**Problem to work on**
Leave out the pictures and reproduce all of the data exactly.

**Material**
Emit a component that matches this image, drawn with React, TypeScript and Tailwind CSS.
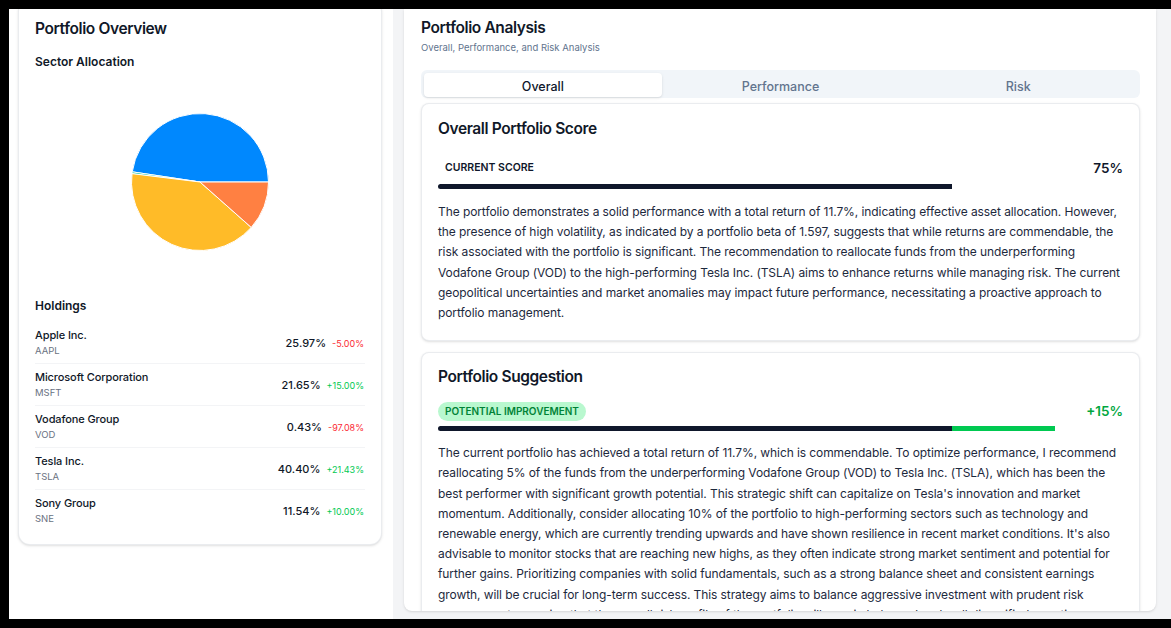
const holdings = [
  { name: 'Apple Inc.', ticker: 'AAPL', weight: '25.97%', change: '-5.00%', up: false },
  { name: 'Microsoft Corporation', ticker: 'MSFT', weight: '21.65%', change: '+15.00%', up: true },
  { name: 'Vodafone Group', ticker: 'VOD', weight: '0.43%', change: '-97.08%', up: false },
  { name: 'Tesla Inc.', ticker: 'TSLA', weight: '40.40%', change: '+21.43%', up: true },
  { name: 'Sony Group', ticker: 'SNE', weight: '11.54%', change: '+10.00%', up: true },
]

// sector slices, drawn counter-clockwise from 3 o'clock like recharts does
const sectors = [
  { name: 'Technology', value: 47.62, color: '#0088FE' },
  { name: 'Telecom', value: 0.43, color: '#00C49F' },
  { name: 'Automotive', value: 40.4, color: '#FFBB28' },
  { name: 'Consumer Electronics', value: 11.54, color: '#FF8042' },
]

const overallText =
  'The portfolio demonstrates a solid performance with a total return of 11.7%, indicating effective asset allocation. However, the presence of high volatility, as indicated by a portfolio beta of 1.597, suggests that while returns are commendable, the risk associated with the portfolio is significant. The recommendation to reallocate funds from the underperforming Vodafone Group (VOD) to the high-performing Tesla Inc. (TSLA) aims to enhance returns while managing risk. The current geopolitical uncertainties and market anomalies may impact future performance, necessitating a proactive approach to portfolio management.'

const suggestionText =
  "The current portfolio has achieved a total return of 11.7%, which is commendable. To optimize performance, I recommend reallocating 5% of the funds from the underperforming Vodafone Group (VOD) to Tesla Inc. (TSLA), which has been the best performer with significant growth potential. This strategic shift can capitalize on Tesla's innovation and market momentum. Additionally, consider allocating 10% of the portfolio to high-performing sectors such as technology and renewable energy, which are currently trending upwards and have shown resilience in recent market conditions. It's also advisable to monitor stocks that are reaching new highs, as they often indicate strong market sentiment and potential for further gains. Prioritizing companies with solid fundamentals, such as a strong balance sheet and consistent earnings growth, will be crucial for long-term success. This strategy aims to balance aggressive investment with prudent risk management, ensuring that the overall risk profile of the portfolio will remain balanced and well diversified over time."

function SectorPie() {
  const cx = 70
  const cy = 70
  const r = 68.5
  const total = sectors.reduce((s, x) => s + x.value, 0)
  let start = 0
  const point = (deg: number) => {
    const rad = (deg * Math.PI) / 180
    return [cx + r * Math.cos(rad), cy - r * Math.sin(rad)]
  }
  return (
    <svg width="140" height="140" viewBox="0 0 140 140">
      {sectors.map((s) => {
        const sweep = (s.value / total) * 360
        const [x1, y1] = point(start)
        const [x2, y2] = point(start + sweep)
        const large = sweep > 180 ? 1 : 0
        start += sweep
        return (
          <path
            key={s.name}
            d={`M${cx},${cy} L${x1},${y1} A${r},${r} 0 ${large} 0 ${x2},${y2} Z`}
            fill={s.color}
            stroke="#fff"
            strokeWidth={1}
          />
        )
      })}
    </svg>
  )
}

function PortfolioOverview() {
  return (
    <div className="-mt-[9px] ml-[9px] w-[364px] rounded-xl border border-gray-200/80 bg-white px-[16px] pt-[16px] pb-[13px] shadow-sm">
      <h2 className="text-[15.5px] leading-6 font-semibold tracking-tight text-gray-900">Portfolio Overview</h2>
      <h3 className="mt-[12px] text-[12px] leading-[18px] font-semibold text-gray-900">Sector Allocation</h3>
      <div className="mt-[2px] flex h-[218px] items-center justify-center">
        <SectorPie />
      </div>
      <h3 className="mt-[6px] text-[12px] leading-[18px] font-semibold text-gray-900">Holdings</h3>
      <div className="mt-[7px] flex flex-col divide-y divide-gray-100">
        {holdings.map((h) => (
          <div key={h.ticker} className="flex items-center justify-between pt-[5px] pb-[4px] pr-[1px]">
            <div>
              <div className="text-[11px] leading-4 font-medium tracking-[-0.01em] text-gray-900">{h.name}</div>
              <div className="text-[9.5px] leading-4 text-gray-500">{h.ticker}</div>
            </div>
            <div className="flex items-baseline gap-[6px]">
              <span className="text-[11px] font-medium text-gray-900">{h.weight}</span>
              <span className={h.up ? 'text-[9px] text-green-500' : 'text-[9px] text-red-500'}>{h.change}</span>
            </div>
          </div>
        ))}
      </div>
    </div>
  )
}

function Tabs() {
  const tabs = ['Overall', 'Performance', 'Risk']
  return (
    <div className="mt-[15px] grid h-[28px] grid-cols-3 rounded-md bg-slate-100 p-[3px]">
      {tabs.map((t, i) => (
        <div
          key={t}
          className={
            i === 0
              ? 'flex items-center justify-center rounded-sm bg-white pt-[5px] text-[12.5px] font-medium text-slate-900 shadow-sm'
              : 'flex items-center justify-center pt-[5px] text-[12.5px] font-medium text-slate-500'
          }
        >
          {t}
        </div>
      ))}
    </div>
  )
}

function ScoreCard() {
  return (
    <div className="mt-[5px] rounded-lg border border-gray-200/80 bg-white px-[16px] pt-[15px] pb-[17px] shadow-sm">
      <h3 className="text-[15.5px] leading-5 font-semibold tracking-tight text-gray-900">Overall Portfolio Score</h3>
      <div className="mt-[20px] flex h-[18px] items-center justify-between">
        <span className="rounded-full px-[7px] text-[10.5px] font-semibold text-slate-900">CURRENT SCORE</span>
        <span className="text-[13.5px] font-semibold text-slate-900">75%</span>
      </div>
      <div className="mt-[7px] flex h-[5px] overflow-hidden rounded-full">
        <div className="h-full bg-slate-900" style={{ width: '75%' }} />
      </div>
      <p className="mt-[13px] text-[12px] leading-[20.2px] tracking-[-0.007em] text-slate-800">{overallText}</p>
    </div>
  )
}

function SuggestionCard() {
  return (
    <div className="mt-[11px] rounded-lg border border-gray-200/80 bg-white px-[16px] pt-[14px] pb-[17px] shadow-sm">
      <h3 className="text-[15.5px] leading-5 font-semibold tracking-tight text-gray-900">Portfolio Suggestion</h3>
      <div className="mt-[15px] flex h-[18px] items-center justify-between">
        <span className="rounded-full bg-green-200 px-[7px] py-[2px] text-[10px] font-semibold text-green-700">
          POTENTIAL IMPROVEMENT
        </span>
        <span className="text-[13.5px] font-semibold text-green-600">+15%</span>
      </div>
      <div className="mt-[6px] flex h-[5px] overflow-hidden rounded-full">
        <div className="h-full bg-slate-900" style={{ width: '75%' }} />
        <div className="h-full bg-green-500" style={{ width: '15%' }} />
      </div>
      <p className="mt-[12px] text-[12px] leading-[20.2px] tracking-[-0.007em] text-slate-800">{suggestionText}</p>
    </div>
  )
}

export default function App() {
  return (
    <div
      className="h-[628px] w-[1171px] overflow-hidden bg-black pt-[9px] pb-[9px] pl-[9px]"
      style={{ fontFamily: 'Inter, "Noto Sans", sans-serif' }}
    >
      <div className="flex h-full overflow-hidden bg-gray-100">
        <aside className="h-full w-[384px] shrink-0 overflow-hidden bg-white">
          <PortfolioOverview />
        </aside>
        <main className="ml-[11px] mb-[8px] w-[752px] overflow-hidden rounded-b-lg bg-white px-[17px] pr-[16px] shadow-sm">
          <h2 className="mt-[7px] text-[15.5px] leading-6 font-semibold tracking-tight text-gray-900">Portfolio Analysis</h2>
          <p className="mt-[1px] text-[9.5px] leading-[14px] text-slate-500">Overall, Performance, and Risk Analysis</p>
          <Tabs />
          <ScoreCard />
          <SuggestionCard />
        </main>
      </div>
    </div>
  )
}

**Task output**
Emit a component that matches this image, drawn with React, TypeScript and Tailwind CSS.
const holdings = [
  { name: 'Apple Inc.', ticker: 'AAPL', weight: '25.97%', change: '-5.00%', up: false },
  { name: 'Microsoft Corporation', ticker: 'MSFT', weight: '21.65%', change: '+15.00%', up: true },
  { name: 'Vodafone Group', ticker: 'VOD', weight: '0.43%', change: '-97.08%', up: false },
  { name: 'Tesla Inc.', ticker: 'TSLA', weight: '40.40%', change: '+21.43%', up: true },
  { name: 'Sony Group', ticker: 'SNE', weight: '11.54%', change: '+10.00%', up: true },
]

// sector slices, drawn counter-clockwise from 3 o'clock like recharts does
const sectors = [
  { name: 'Technology', value: 47.62, color: '#0088FE' },
  { name: 'Telecom', value: 0.43, color: '#00C49F' },
  { name: 'Automotive', value: 40.4, color: '#FFBB28' },
  { name: 'Consumer Electronics', value: 11.54, color: '#FF8042' },
]

const overallText =
  'The portfolio demonstrates a solid performance with a total return of 11.7%, indicating effective asset allocation. However, the presence of high volatility, as indicated by a portfolio beta of 1.597, suggests that while returns are commendable, the risk associated with the portfolio is significant. The recommendation to reallocate funds from the underperforming Vodafone Group (VOD) to the high-performing Tesla Inc. (TSLA) aims to enhance returns while managing risk. The current geopolitical uncertainties and market anomalies may impact future performance, necessitating a proactive approach to portfolio management.'

const suggestionText =
  "The current portfolio has achieved a total return of 11.7%, which is commendable. To optimize performance, I recommend reallocating 5% of the funds from the underperforming Vodafone Group (VOD) to Tesla Inc. (TSLA), which has been the best performer with significant growth potential. This strategic shift can capitalize on Tesla's innovation and market momentum. Additionally, consider allocating 10% of the portfolio to high-performing sectors such as technology and renewable energy, which are currently trending upwards and have shown resilience in recent market conditions. It's also advisable to monitor stocks that are reaching new highs, as they often indicate strong market sentiment and potential for further gains. Prioritizing companies with solid fundamentals, such as a strong balance sheet and consistent earnings growth, will be crucial for long-term success. This strategy aims to balance aggressive investment with prudent risk management, ensuring that the overall risk profile of the portfolio will remain balanced and well diversified over time."

function SectorPie() {
  const cx = 70
  const cy = 70
  const r = 68.5
  const total = sectors.reduce((s, x) => s + x.value, 0)
  let start = 0
  const point = (deg: number) => {
    const rad = (deg * Math.PI) / 180
    return [cx + r * Math.cos(rad), cy - r * Math.sin(rad)]
  }
  return (
    <svg width="140" height="140" viewBox="0 0 140 140">
      {sectors.map((s) => {
        const sweep = (s.value / total) * 360
        const [x1, y1] = point(start)
        const [x2, y2] = point(start + sweep)
        const large = sweep > 180 ? 1 : 0
        start += sweep
        return (
          <path
            key={s.name}
            d={`M${cx},${cy} L${x1},${y1} A${r},${r} 0 ${large} 0 ${x2},${y2} Z`}
            fill={s.color}
            stroke="#fff"
            strokeWidth={1}
          />
        )
      })}
    </svg>
  )
}

function PortfolioOverview() {
  return (
    <div className="-mt-[9px] ml-[9px] w-[364px] rounded-xl border border-gray-200/80 bg-white px-[16px] pt-[16px] pb-[13px] shadow-sm">
      <h2 className="text-[15.5px] leading-6 font-semibold tracking-tight text-gray-900">Portfolio Overview</h2>
      <h3 className="mt-[12px] text-[12px] leading-[18px] font-semibold text-gray-900">Sector Allocation</h3>
      <div className="mt-[2px] flex h-[218px] items-center justify-center">
        <SectorPie />
      </div>
      <h3 className="mt-[6px] text-[12px] leading-[18px] font-semibold text-gray-900">Holdings</h3>
      <div className="mt-[7px] flex flex-col divide-y divide-gray-100">
        {holdings.map((h) => (
          <div key={h.ticker} className="flex items-center justify-between pt-[5px] pb-[4px] pr-[1px]">
            <div>
              <div className="text-[11px] leading-4 font-medium tracking-[-0.01em] text-gray-900">{h.name}</div>
              <div className="text-[9.5px] leading-4 text-gray-500">{h.ticker}</div>
            </div>
            <div className="flex items-baseline gap-[6px]">
              <span className="text-[11px] font-medium text-gray-900">{h.weight}</span>
              <span className={h.up ? 'text-[9px] text-green-500' : 'text-[9px] text-red-500'}>{h.change}</span>
            </div>
          </div>
        ))}
      </div>
    </div>
  )
}

function Tabs() {
  const tabs = ['Overall', 'Performance', 'Risk']
  return (
    <div className="mt-[15px] grid h-[28px] grid-cols-3 rounded-md bg-slate-100 p-[3px]">
      {tabs.map((t, i) => (
        <div
          key={t}
          className={
            i === 0
              ? 'flex items-center justify-center rounded-sm bg-white pt-[5px] text-[12.5px] font-medium text-slate-900 shadow-sm'
              : 'flex items-center justify-center pt-[5px] text-[12.5px] font-medium text-slate-500'
          }
        >
          {t}
        </div>
      ))}
    </div>
  )
}

function ScoreCard() {
  return (
    <div className="mt-[5px] rounded-lg border border-gray-200/80 bg-white px-[16px] pt-[15px] pb-[17px] shadow-sm">
      <h3 className="text-[15.5px] leading-5 font-semibold tracking-tight text-gray-900">Overall Portfolio Score</h3>
      <div className="mt-[20px] flex h-[18px] items-center justify-between">
        <span className="rounded-full px-[7px] text-[10.5px] font-semibold text-slate-900">CURRENT SCORE</span>
        <span className="text-[13.5px] font-semibold text-slate-900">75%</span>
      </div>
      <div className="mt-[7px] flex h-[5px] overflow-hidden rounded-full">
        <div className="h-full bg-slate-900" style={{ width: '75%' }} />
      </div>
      <p className="mt-[13px] text-[12px] leading-[20.2px] tracking-[-0.007em] text-slate-800">{overallText}</p>
    </div>
  )
}

function SuggestionCard() {
  return (
    <div className="mt-[11px] rounded-lg border border-gray-200/80 bg-white px-[16px] pt-[14px] pb-[17px] shadow-sm">
      <h3 className="text-[15.5px] leading-5 font-semibold tracking-tight text-gray-900">Portfolio Suggestion</h3>
      <div className="mt-[15px] flex h-[18px] items-center justify-between">
        <span className="rounded-full bg-green-200 px-[7px] py-[2px] text-[10px] font-semibold text-green-700">
          POTENTIAL IMPROVEMENT
        </span>
        <span className="text-[13.5px] font-semibold text-green-600">+15%</span>
      </div>
      <div className="mt-[6px] flex h-[5px] overflow-hidden rounded-full">
        <div className="h-full bg-slate-900" style={{ width: '75%' }} />
        <div className="h-full bg-green-500" style={{ width: '15%' }} />
      </div>
      <p className="mt-[12px] text-[12px] leading-[20.2px] tracking-[-0.007em] text-slate-800">{suggestionText}</p>
    </div>
  )
}

export default function App() {
  return (
    <div
      className="h-[628px] w-[1171px] overflow-hidden bg-black pt-[9px] pb-[9px] pl-[9px]"
      style={{ fontFamily: 'Inter, "Noto Sans", sans-serif' }}
    >
      <div className="flex h-full overflow-hidden bg-gray-100">
        <aside className="h-full w-[384px] shrink-0 overflow-hidden bg-white">
          <PortfolioOverview />
        </aside>
        <main className="ml-[11px] mb-[8px] w-[752px] overflow-hidden rounded-b-lg bg-white px-[17px] pr-[16px] shadow-sm">
          <h2 className="mt-[7px] text-[15.5px] leading-6 font-semibold tracking-tight text-gray-900">Portfolio Analysis</h2>
          <p className="mt-[1px] text-[9.5px] leading-[14px] text-slate-500">Overall, Performance, and Risk Analysis</p>
          <Tabs />
          <ScoreCard />
          <SuggestionCard />
        </main>
      </div>
    </div>
  )
}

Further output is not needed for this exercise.